🇨🇦 Alberta expects to unveil carbon capture incentive program in months
(Reuters) – Alberta, Canada’s largest oil-producing province, will finalize an investment incentive program for emissions-cutting technologies like carbon capture and storage in “coming months,” the province’s energy minister, Brian Jean, said on Tuesday.
Carbon capture and storage (CCS) is seen as a key tool in helping Canada’s high-polluting oil and gas industry slash emissions without cutting back on production, but companies are holding back on final investment decisions because of the high costs involved and have been lobbying for more government support.
An Alberta incentive program, which would work alongside a federal government investment tax credit first announced last year, would be a key step forward for Canada’s nascent CCS industry and could spur projects forward.
Jean said the incentives, which will be similar to the existing Alberta Petrochemical Incentives Program, should be designed properly, and he is having conversations with stakeholders.
“We’re going to make sure we do a robust consultation to get it right,” Jean told Reuters in an interview. “If we get it right, that means that we’re going see another economic boom here in Alberta.”

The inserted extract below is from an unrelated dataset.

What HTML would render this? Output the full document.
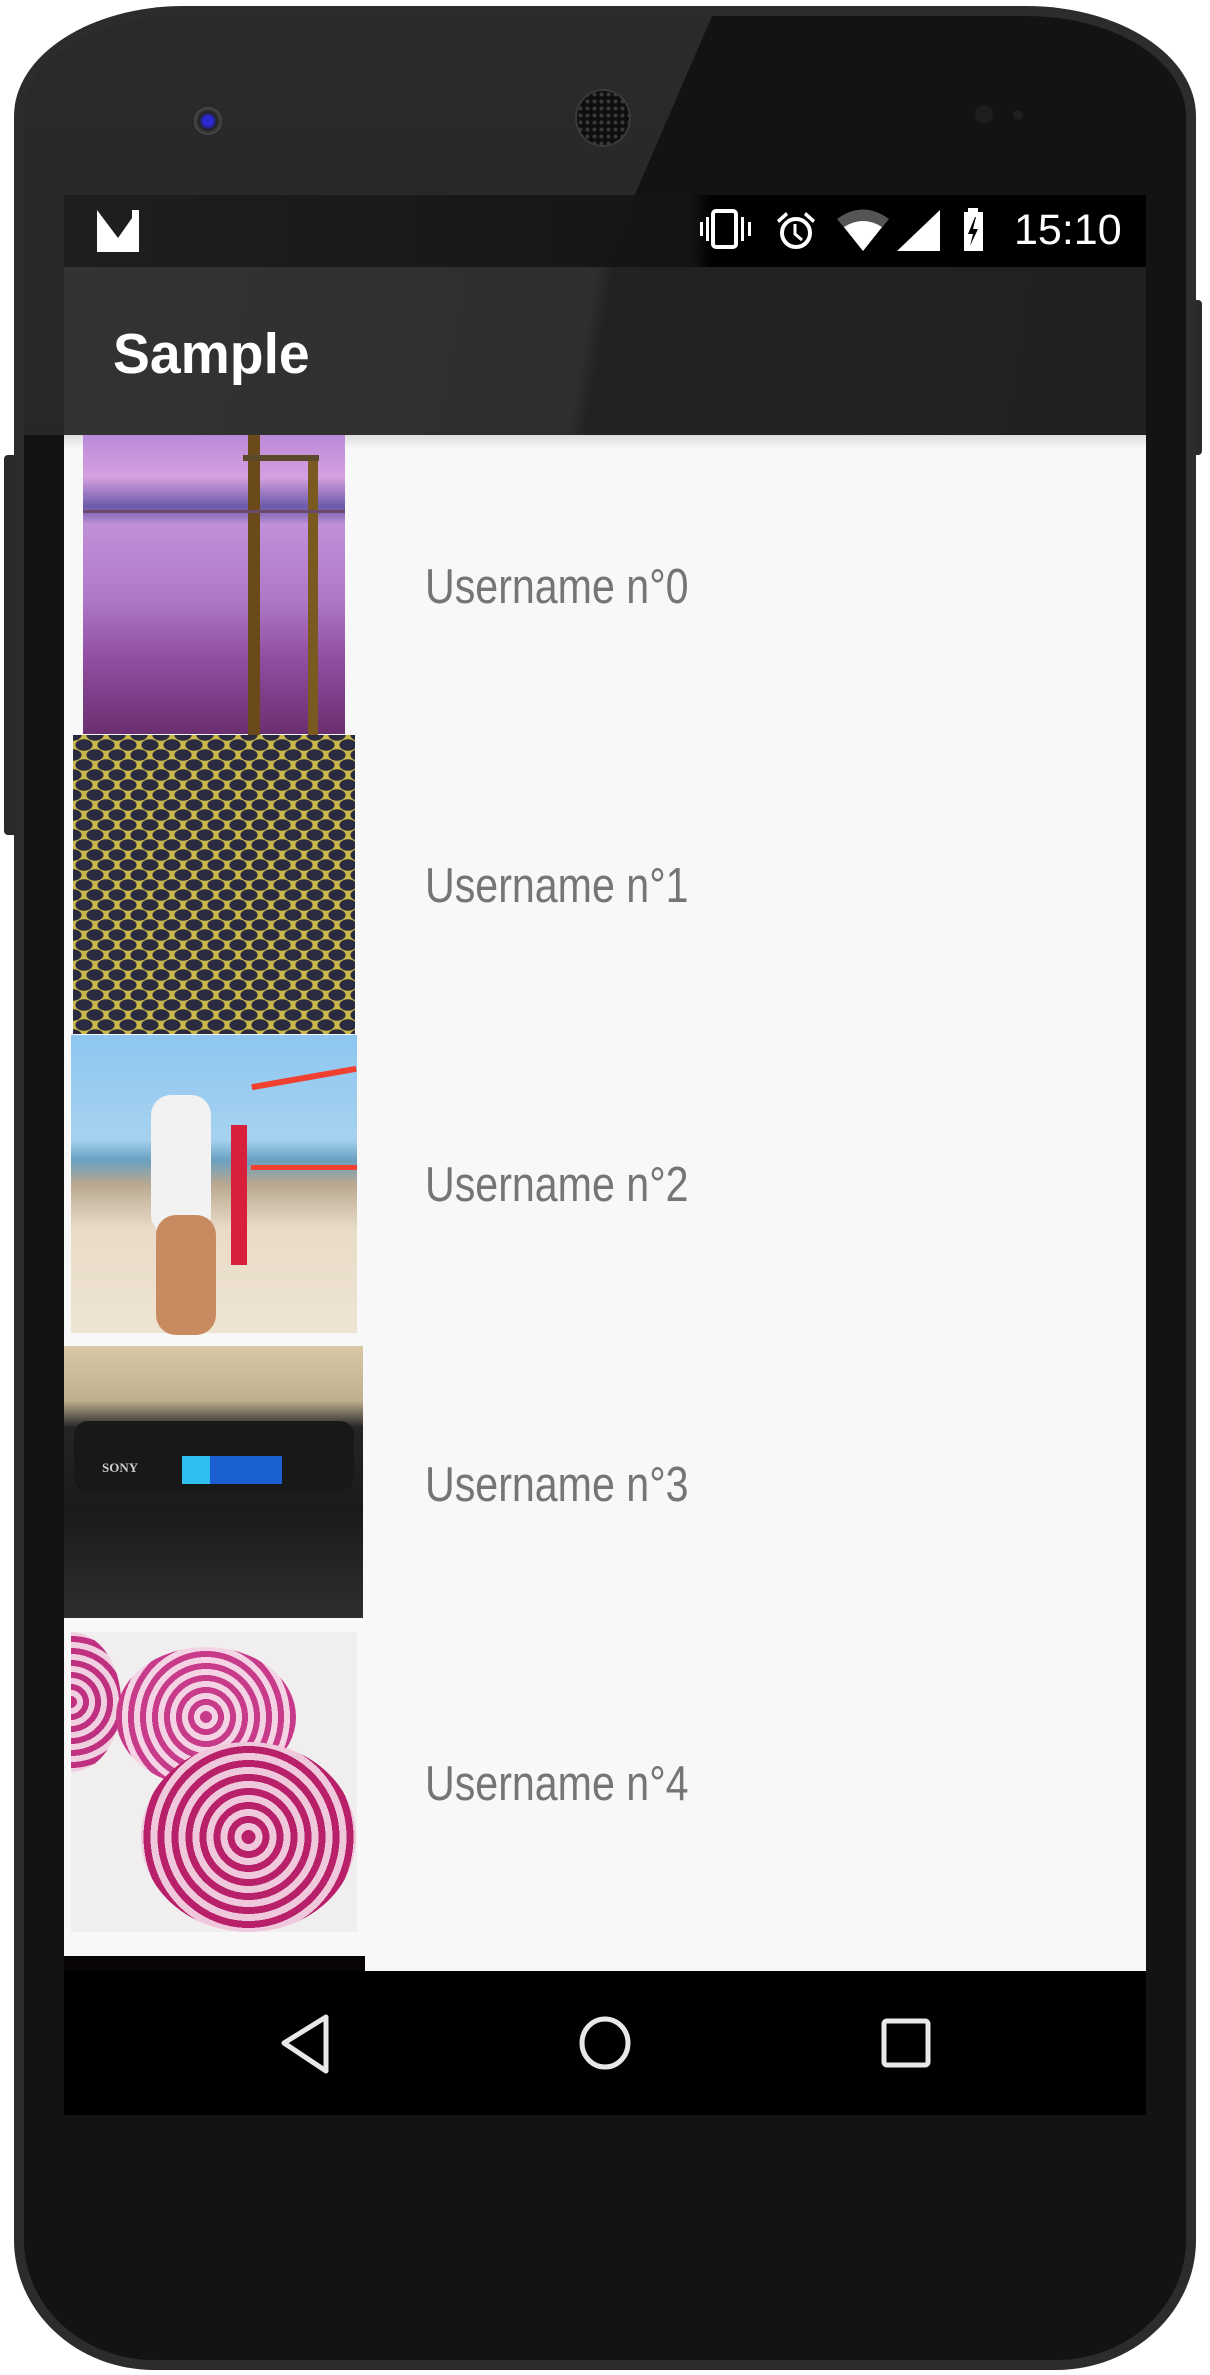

Liberal Prime Minister Justin Trudeau’s federal government is aiming for net-zero emissions by 2050. But oil producers in Canada, the world’s fourth largest producer, are also the country’s biggest polluters.
A number of companies including Enbridge Inc, TC Energy and a group known as the Pathways Alliance, consisting of Canada’s six largest oil sands producers, are proposing to build major CCS storage hubs.
Alberta Premier Danielle Smith instructed Jean in a mandate letter in July to develop an incentive program for technologies including CCS, lithium for batteries and geothermal development.
However Alberta, which also has a net-zero 2050 target, has repeatedly clashed with Ottawa over interim targets and a promised cap on oil and gas emissions that is supposed to be announced later this year.
Since last year, Ottawa and the Alberta government have been urging each other to contribute more public funding to support CCS technology.